Capping banks’ government bond holdings could open capital hole - ECB’s Constancio
Capping banks’ holdings of sovereign bonds could wipe trillions of euros off their capital, European Central Bank Vice President Vitor Constancio said, laying bare a rift within the euro zone’s system of central banks on the issue.
The head of the ECB’s supervisory board, Daniele Nouy, has said a bank’s exposure to a single sovereign should not be greater than 25 per cent of its own equity capital, as is the case for all other types of debt.
But Constancio said applying such a rule would either force European Union banks to raise vast amounts of Tier 1 capital or sell some of their sizable sovereign bond holdings.
“They would (face) additional Tier 1 capital needs of over 6 trillion euros or potential sales of those securities above 1.6 trillion euros,” he said in remarks prepared for a speech delivered in London.
“This is illustrative of the likely scale of disruption in sovereign debt markets, banking sector and the economy as a whole that the introduction of such a regime could bring.”
Under current international rules, holdings of sovereign bonds are treated as risk-free.
As an alternative, Constancio floated the idea of introducing risk weights - gauging holdings according to their likelihood of default - based on prices.
“A price-based regulation would allow more leeway in banks’ portfolio decisions and would also be less disruptive to the sovereign debt markets,” Constancio said.

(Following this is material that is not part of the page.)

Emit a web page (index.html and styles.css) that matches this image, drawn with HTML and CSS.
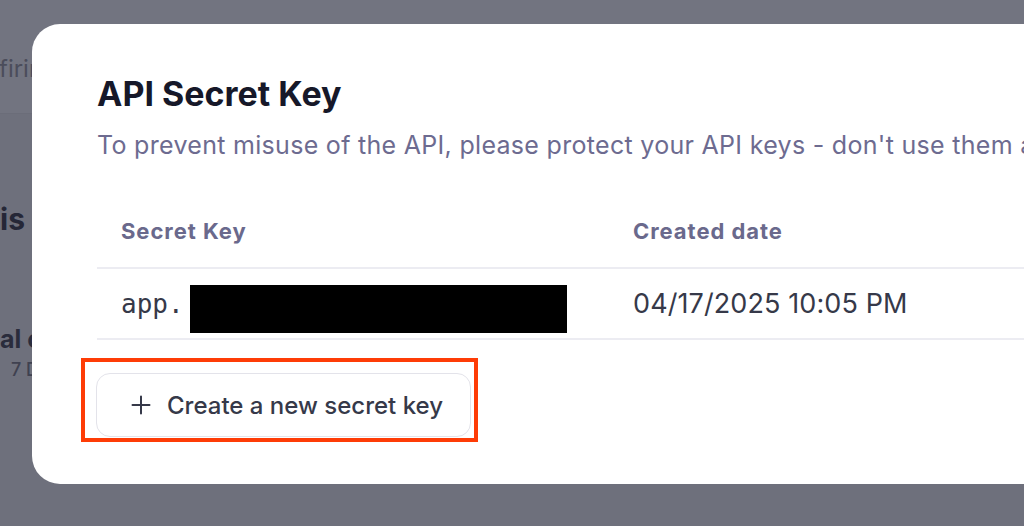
FILE: index.html
```html
<!DOCTYPE html>
<html lang="en">
<head>
<meta charset="utf-8">
<title>API Secret Key</title>
<link rel="stylesheet" href="styles.css">
</head>
<body>
  <div class="page">
    <header class="page-head">
      <span class="crumb">firing</span>
    </header>
    <section class="page-body">
      <h2 class="bg-title">is</h2>
      <div class="bg-card-title">al calls</div>
      <div class="bg-card-sub">7 Days</div>
    </section>
  </div>

  <div class="modal-layer">
    <div class="modal">
      <h1 class="modal-title">API Secret Key</h1>
      <p class="modal-desc">To prevent misuse of the API, please protect your API keys - don't use them anywhere public.</p>

      <div class="keys">
        <div class="keys-row keys-head">
          <div class="cell">Secret Key</div>
          <div class="cell">Created date</div>
        </div>
        <div class="keys-row">
          <div class="cell key"><span class="mono">app.</span><span class="redact"></span></div>
          <div class="cell">04/17/2025 10:05 PM</div>
        </div>
      </div>

      <div class="highlight">
        <button class="new-key" type="button">
          <svg class="plus" viewBox="0 0 20 20" width="20" height="20" aria-hidden="true">
            <path d="M10 1.5v17M1.5 10h17" stroke="currentColor" stroke-width="2" stroke-linecap="round" fill="none"/>
          </svg>
          <span>Create a new secret key</span>
        </button>
      </div>
    </div>
  </div>
</body>
</html>
```

FILE: styles.css
```css
* { box-sizing: border-box; }

html, body {
  margin: 0;
  padding: 0;
  width: 1024px;
  height: 526px;
  overflow: hidden;
}

body {
  background: #6e707c;
  font-family: Inter, "Noto Sans", "Liberation Sans", sans-serif;
  position: relative;
}

/* dimmed page behind the dialog */
.page {
  display: flex;
  flex-direction: column;
}

.page-head {
  height: 114px;
  background: #727480;
  border-bottom: 1px solid #6b6d79;
  padding-top: 53px;
}

.crumb {
  display: block;
  font-size: 24px;
  line-height: 32px;
  color: #4b4d5b;
  margin-left: -1px;
  white-space: nowrap;
}

.page-body {
  display: flex;
  flex-direction: column;
}

.bg-title {
  margin: 87px 0 0 0;
  font-size: 30px;
  line-height: 36px;
  font-weight: 700;
  color: #252737;
  white-space: nowrap;
}

.bg-card-title {
  margin-top: 87px;
  font-size: 25px;
  line-height: 30px;
  font-weight: 700;
  color: #2a2c3c;
  white-space: nowrap;
}

.bg-card-sub {
  margin-top: 5px;
  padding-left: 11px;
  font-size: 18px;
  line-height: 22px;
  font-weight: 500;
  color: #3f4150;
  white-space: nowrap;
}

/* dialog */
.modal-layer {
  position: absolute;
  inset: 0;
}

.modal {
  position: absolute;
  left: 32px;
  top: 24px;
  width: 1120px;
  background: #ffffff;
  border-radius: 28px;
  padding: 50px 65px 42px 65px;
}

.modal-title {
  margin: 0;
  font-size: 34px;
  line-height: 40px;
  font-weight: 700;
  color: #161829;
}

.modal-desc {
  margin: 15px 0 0 0;
  font-size: 25px;
  line-height: 32px;
  color: #6d6b90;
  letter-spacing: 0.3px;
  white-space: nowrap;
}

.keys {
  margin-top: 32px;
  display: flex;
  flex-direction: column;
}

.keys-row {
  display: grid;
  grid-template-columns: 512px 1fr;
  align-items: baseline;
  border-bottom: 2px solid #ececf2;
  padding: 16px 0 5px 0;
}

.keys-head {
  padding: 24px 0 22px 0;
}

.keys-head .cell {
  font-size: 22px;
  line-height: 28px;
  font-weight: 700;
  letter-spacing: 0.95px;
  color: #6a698c;
}

.cell {
  padding: 0 24px;
  font-size: 27px;
  line-height: 32px;
  letter-spacing: 0.1px;
  color: #363949;
  white-space: nowrap;
}

.key {
  display: flex;
  align-items: baseline;
}

.mono {
  font-family: "DejaVu Sans Mono", "Liberation Mono", monospace;
  font-size: 26px;
  letter-spacing: 0;
  padding-top: 3px;
  color: #363949;
}

.redact {
  display: block;
  width: 377px;
  height: 48px;
  margin-left: 6px;
  background: #000000;
  align-self: flex-end;
}

.highlight {
  display: inline-flex;
  margin: 18px 0 0 -16px;
  border: 4px solid #fe3c06;
  padding: 11px 3px 1px 11px;
}

.new-key {
  display: flex;
  align-items: center;
  gap: 16px;
  width: 375px;
  height: 64px;
  padding: 0 0 0 34px;
  background: #ffffff;
  border: 1px solid #e3e3ea;
  border-radius: 14px;
  font-family: inherit;
  font-size: 24px;
  font-weight: 500;
  color: #363949;
}

.plus {
  width: 20px;
  height: 20px;
  color: #363949;
}
```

Bundesbank executive board member Andreas Dombret suggested a third course, one potentially even more onerous for banks than that outlined by Nouy.
Dombret said bank holdings of a single country’s sovereign bonds should be capped as they are for private debt and should also be backed by capital in proportion to their riskiness.
“The Bundesbank is arguing for government bonds to be backed with a risk-appropriate amount of capital and for large exposure limits, just like those for claims on private debtors,” Dombret said.